We checked an app that pinpoints traffic – and possible protest zones – in the city, and took a way that seemed clear. She dropped me off at the mouth of a bridge that would take me the rest of the way. I waved my thank you, and I saw the quiver in her lips as she mouthed you’re welcome through the silence of the closed car window.

I headed to our parents’ house, close to the airport. For weeks it had been under siege. Two streets away, Morsi supporters had gathered into an open sit-in outside Raba’a al-Adawiya mosque, tens of thousands of men and women, tents and market stalls and whole families with children. The streets around were blocked, at various moments, with people, or army tanks, or barbed wire and walls of crudely piled stone.

I had been gone for ten days when I heard the news of the army and police clearing the sit-in. ‘Clearing’ means massacre, and massacre – I don’t know what that means. I don’t know what it means, especially, when it takes place two streets down from the people you love. My mother was at the newspaper where she works and somehow managed to make it home later that night. My father was there, at home, alone. All he would say on the phone, in that mild, offhand way of his – a retired doctor, he has always maintained his bedside manner, those reassuring tones – was that tear gas entered the house, but he closed the windows and turned on the AC.

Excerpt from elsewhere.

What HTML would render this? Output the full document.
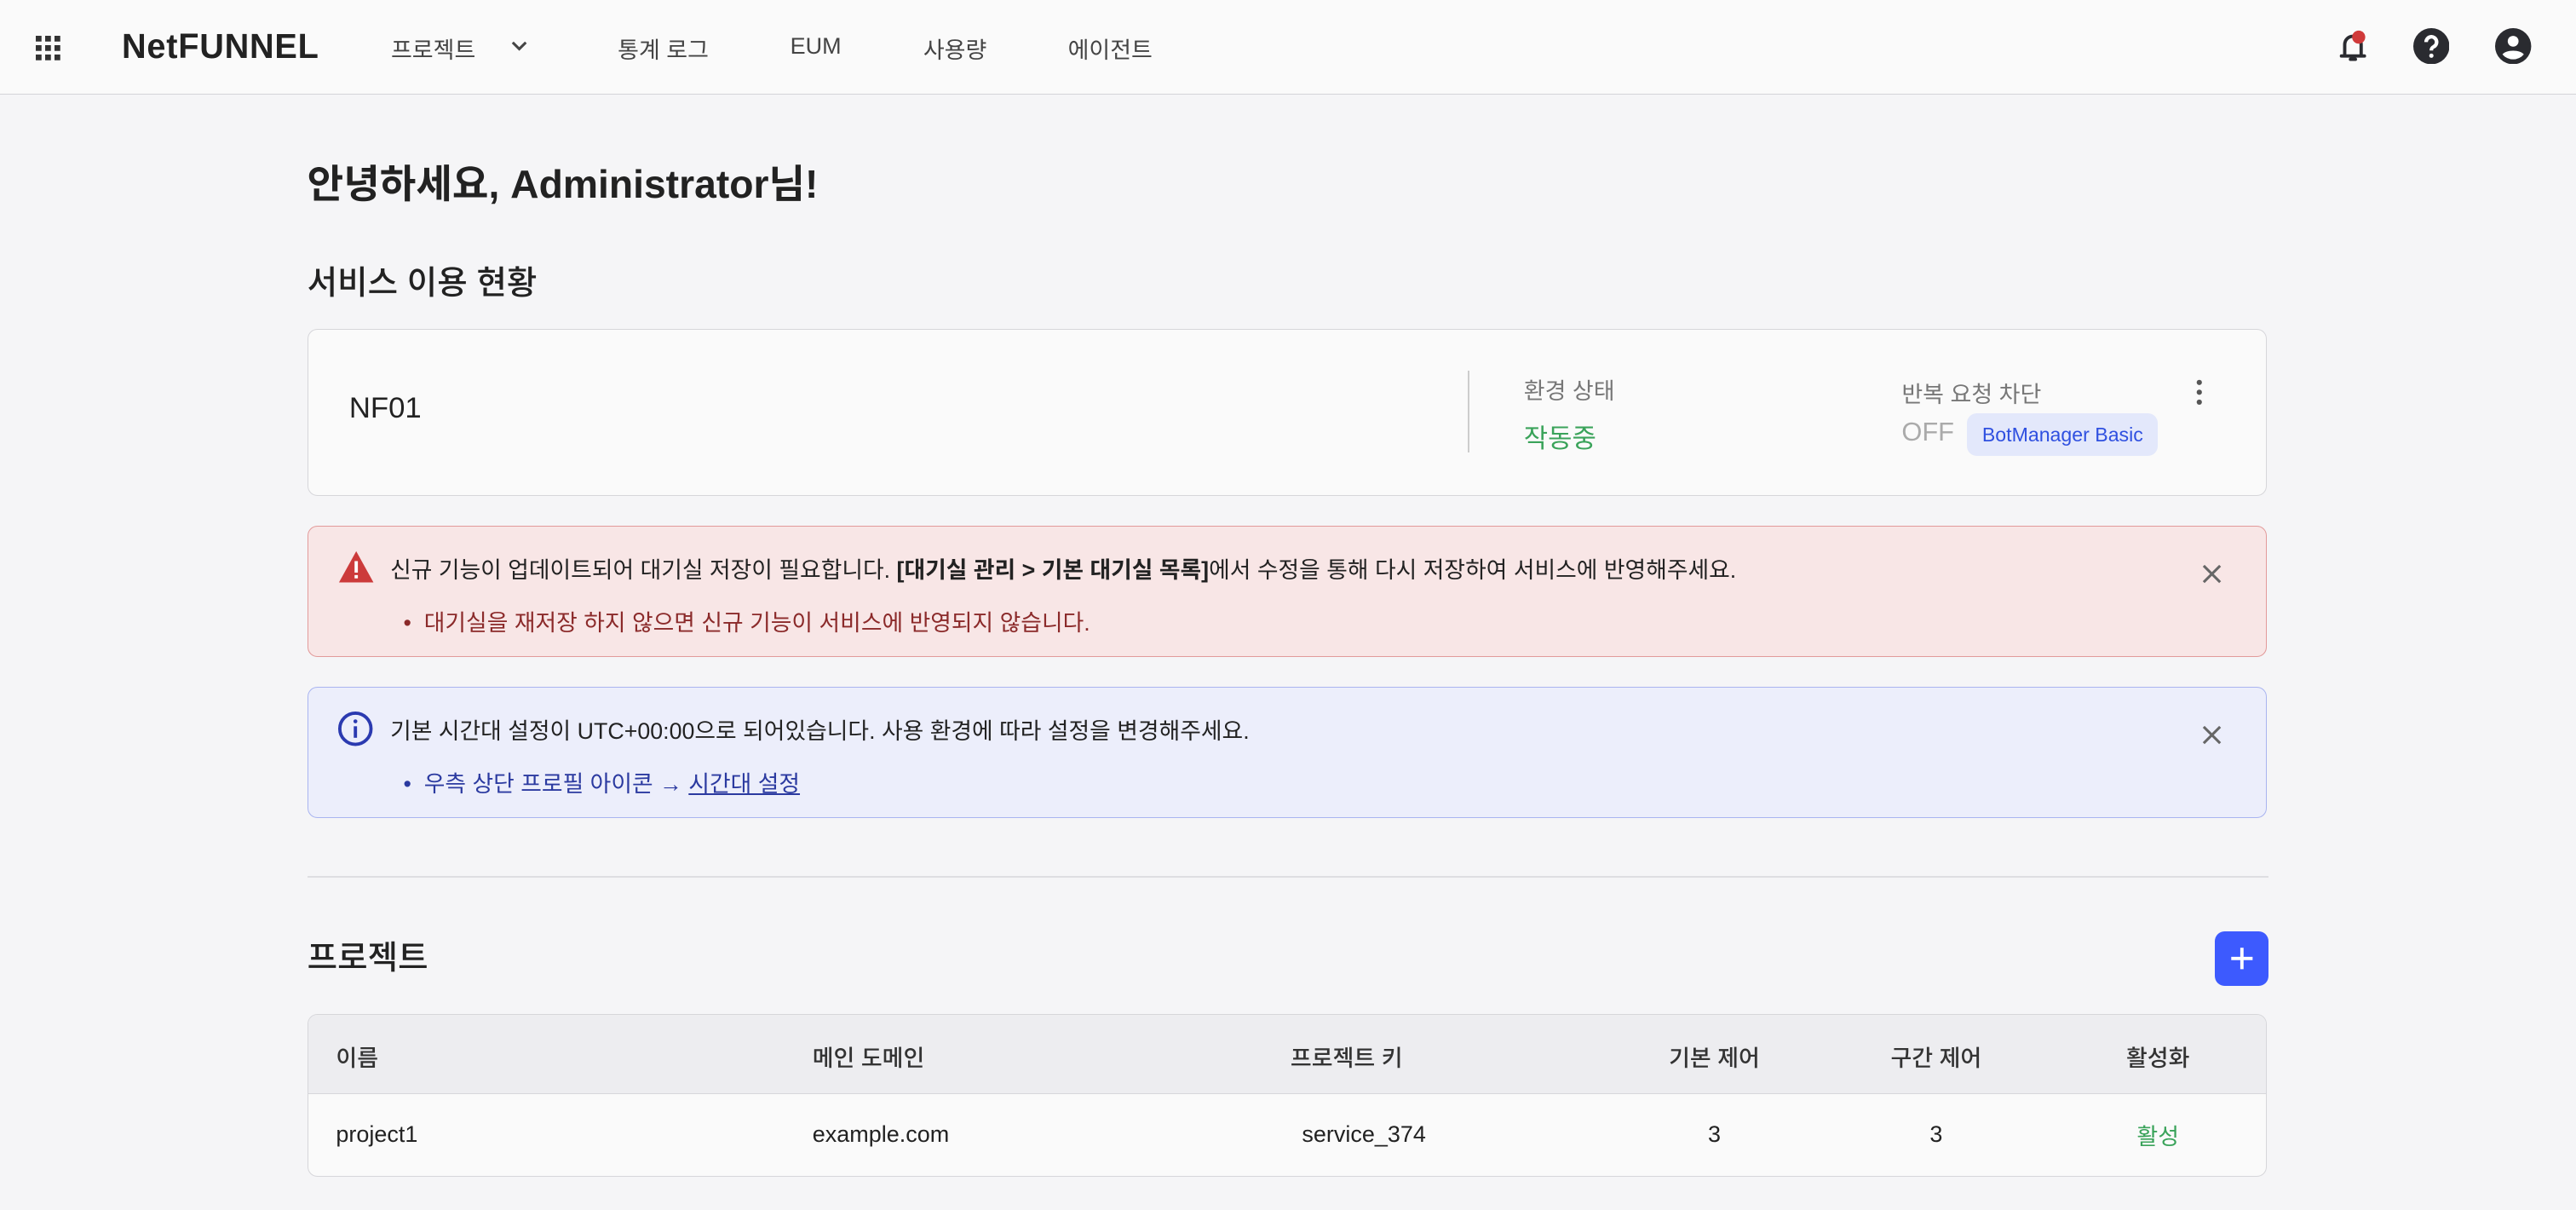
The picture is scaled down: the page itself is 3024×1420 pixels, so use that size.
<!DOCTYPE html>
<html><head><meta charset="utf-8"><style>
html,body{margin:0;padding:0;}
body{width:3024px;height:1420px;overflow:hidden;background:#f5f5f7;font-family:"Liberation Sans","Noto Sans CJK KR",sans-serif;color:#222;}
#r{zoom:1.92857;width:1568px;height:736px;position:relative;}
.a{position:absolute;white-space:nowrap;}
.hdr{position:absolute;left:0;top:0;width:1568px;height:57px;background:#fafafa;border-bottom:1px solid #d4d4d8;}
.nav{font-size:14px;color:#444;top:19px;}
.card{position:absolute;left:187px;width:1192px;border-radius:6px;}
.th{font-size:14px;color:#333;font-weight:500;}
</style></head><body><div id="r">
<div class="hdr">
 <svg class="a" style="left:22px;top:22px" width="15" height="15" viewBox="0 0 15 15" fill="#333">
  <rect x="0" y="0" width="3.5" height="3.5"/><rect x="5.7" y="0" width="3.5" height="3.5"/><rect x="11.4" y="0" width="3.5" height="3.5"/>
  <rect x="0" y="5.7" width="3.5" height="3.5"/><rect x="5.7" y="5.7" width="3.5" height="3.5"/><rect x="11.4" y="5.7" width="3.5" height="3.5"/>
  <rect x="0" y="11.4" width="3.5" height="3.5"/><rect x="5.7" y="11.4" width="3.5" height="3.5"/><rect x="11.4" y="11.4" width="3.5" height="3.5"/></svg>
 <div class="a" style="left:74px;top:16px;font-size:21px;font-weight:bold;color:#222;letter-spacing:0.4px;transform:scaleX(0.98);transform-origin:left">NetFUNNEL</div>
 <div class="a nav" style="left:238px">프로젝트</div>
 <svg class="a" style="left:310px;top:23px" width="12" height="10" viewBox="0 0 12 10"><path d="M2 3 L6 7 L10 3" fill="none" stroke="#444" stroke-width="1.6"/></svg>
 <div class="a nav" style="left:376px">통계 로그</div>
 <div class="a nav" style="left:481px;top:20px">EUM</div>
 <div class="a nav" style="left:562px">사용량</div>
 <div class="a nav" style="left:650px">에이전트</div>
 <svg class="a" style="left:1420px;top:16px" width="24" height="24" viewBox="0 0 24 24"><path d="M5 18 H19 M7 17 V11 a5 5 0 0 1 10 0 V17 M10.5 20 h3" fill="none" stroke="#2a2b30" stroke-width="2" stroke-linecap="round"/><circle cx="15.5" cy="6.5" r="4" fill="#d03a3a"/></svg>
 <svg class="a" style="left:1469px;top:17px" width="22" height="22" viewBox="0 0 22 22"><circle cx="11" cy="11" r="11" fill="#2a2b30"/><path d="M7.8 8.5 a3.2 3.2 0 1 1 4.5 2.9 c-1 .5-1.3 1-1.3 2.2" fill="none" stroke="#fff" stroke-width="2.2"/><circle cx="11" cy="16.8" r="1.3" fill="#fff"/></svg>
 <svg class="a" style="left:1519px;top:17px" width="22" height="22" viewBox="0 0 22 22"><circle cx="11" cy="11" r="11" fill="#2a2b30"/><circle cx="11" cy="8" r="3.3" fill="#fff"/><path d="M4.5 16 c2-3 11-3 13 0 a8.5 8.5 0 0 1-13 0z" fill="#fff"/></svg>
</div>
<div class="a" style="left:187px;top:93px;font-size:24px;font-weight:bold;color:#222">안녕하세요, Administrator님!</div>
<div class="a" style="left:187px;top:156px;font-size:20px;font-weight:500;color:#222">서비스 이용 현황</div>
<div class="card" style="top:200px;height:101px;background:#fafafa;border:1px solid #d6d6da">
 <div class="a" style="left:25px;top:38px;font-size:18px">NF01</div>
 <div class="a" style="left:706px;top:25px;width:1px;height:50px;background:#ccc"></div>
 <div class="a" style="left:740px;top:26px;font-size:14px;color:#777">환경 상태</div>
 <div class="a" style="left:740px;top:53px;font-size:16px;color:#3aa35a">작동중</div>
 <div class="a" style="left:970px;top:28px;font-size:14px;color:#777">반복 요청 차단</div>
 <div class="a" style="left:970px;top:53px;font-size:16px;color:#aaa">OFF</div>
 <div class="a" style="left:1010px;top:51px;width:116px;height:26px;border-radius:6px;background:#e3e8fb;color:#2f50e0;font-size:12px;line-height:26px;text-align:center">BotManager Basic</div>
 <svg class="a" style="left:1148px;top:29px" width="6" height="18" viewBox="0 0 6 18" fill="#555"><circle cx="3" cy="3" r="1.6"/><circle cx="3" cy="9" r="1.6"/><circle cx="3" cy="15" r="1.6"/></svg>
</div>
<div class="card" style="top:320px;height:79px;background:#f8e6e6;border:1px solid #e29a9a">
 <svg class="a" style="left:18px;top:14px" width="23" height="21" viewBox="0 0 23 21"><path d="M11.5 1 L22 20 H1z" fill="#cc3a3a"/><rect x="10.5" y="7" width="2" height="7" fill="#fff"/><rect x="10.5" y="15.5" width="2" height="2" fill="#fff"/></svg>
 <div class="a" style="left:50px;top:15px;font-size:13.9px;color:#222">신규 기능이 업데이트되어 대기실 저장이 필요합니다. <b>[대기실 관리 &gt; 기본 대기실 목록]</b>에서 수정을 통해 다시 저장하여 서비스에 반영해주세요.</div>
 <div class="a" style="left:58px;top:47px;font-size:13.9px;color:#8b2a2a">•&nbsp; 대기실을 재저장 하지 않으면 신규 기능이 서비스에 반영되지 않습니다.</div>
 <svg class="a" style="left:1153px;top:23px" width="12" height="12" viewBox="0 0 12 12"><path d="M1 1 L11 11 M11 1 L1 11" stroke="#666" stroke-width="1.6"/></svg>
</div>
<div class="card" style="top:418px;height:79px;background:#eceefb;border:1px solid #a9b4f0">
 <svg class="a" style="left:18px;top:14px" width="22" height="22" viewBox="0 0 22 22"><circle cx="11" cy="11" r="9.5" fill="none" stroke="#2b3ab0" stroke-width="2"/><rect x="10" y="9.5" width="2" height="7" fill="#2b3ab0"/><circle cx="11" cy="6.5" r="1.2" fill="#2b3ab0"/></svg>
 <div class="a" style="left:50px;top:15px;font-size:13.9px;color:#222">기본 시간대 설정이 UTC+00:00으로 되어있습니다. 사용 환경에 따라 설정을 변경해주세요.</div>
 <div class="a" style="left:58px;top:47px;font-size:13.9px;color:#2b3aa0">•&nbsp; 우측 상단 프로필 아이콘 → <span style="text-decoration:underline">시간대 설정</span></div>
 <svg class="a" style="left:1153px;top:23px" width="12" height="12" viewBox="0 0 12 12"><path d="M1 1 L11 11 M11 1 L1 11" stroke="#666" stroke-width="1.6"/></svg>
</div>
<div class="a" style="left:187px;top:533px;width:1194px;height:1px;background:#dedee2"></div>
<div class="a" style="left:187px;top:567px;font-size:20px;font-weight:500;color:#222">프로젝트</div>
<div class="a" style="left:1348px;top:567px;width:33px;height:33px;border-radius:6px;background:#3d5afe"><svg width="33" height="33" viewBox="0 0 33 33"><path d="M16.5 10 V23 M10 16.5 H23" stroke="#fff" stroke-width="2"/></svg></div>
<div class="card" style="top:617px;height:98px;border:1px solid #d6d6da;overflow:hidden;background:#fafafa">
 <div class="a" style="left:0;top:0;width:1192px;height:48px;background:#ededf0;border-bottom:1px solid #d6d6da"></div>
 <div class="a th" style="left:17px;top:15px">이름</div>
 <div class="a th" style="left:307px;top:15px">메인 도메인</div>
 <div class="a th" style="left:598px;top:15px">프로젝트 키</div>
 <div class="a th" style="left:856px;top:15px;transform:translateX(-50%)">기본 제어</div>
 <div class="a th" style="left:991px;top:15px;transform:translateX(-50%)">구간 제어</div>
 <div class="a th" style="left:1126px;top:15px;transform:translateX(-50%)">활성화</div>
 <div class="a" style="left:17px;top:65px;font-size:14px">project1</div>
 <div class="a" style="left:307px;top:65px;font-size:14px">example.com</div>
 <div class="a" style="left:605px;top:65px;font-size:14px">service_374</div>
 <div class="a" style="left:856px;top:65px;font-size:14px;transform:translateX(-50%)">3</div>
 <div class="a" style="left:991px;top:65px;font-size:14px;transform:translateX(-50%)">3</div>
 <div class="a" style="left:1126px;top:63px;font-size:14px;color:#3aa35a;transform:translateX(-50%)">활성</div>
</div>
</div></body></html>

Curfews came to the city. I don’t know how August felt, September. I can’t imagine Cairo, all of Cairo, being indoors by seven in the evening, nine or even eleven. In what ways do people go on, in what ways do they not. There’s no point in watching the news. I ask friends how they are, how things really are, but I don’t understand their answers, and I know how hard it is to explain to someone outside.

My sister wrote to me some days ago that the little cat had gone missing. From time to time she emails me pictures of Vito in various states of repose, but with nothing for scale there’s no way of telling how big he’s grown.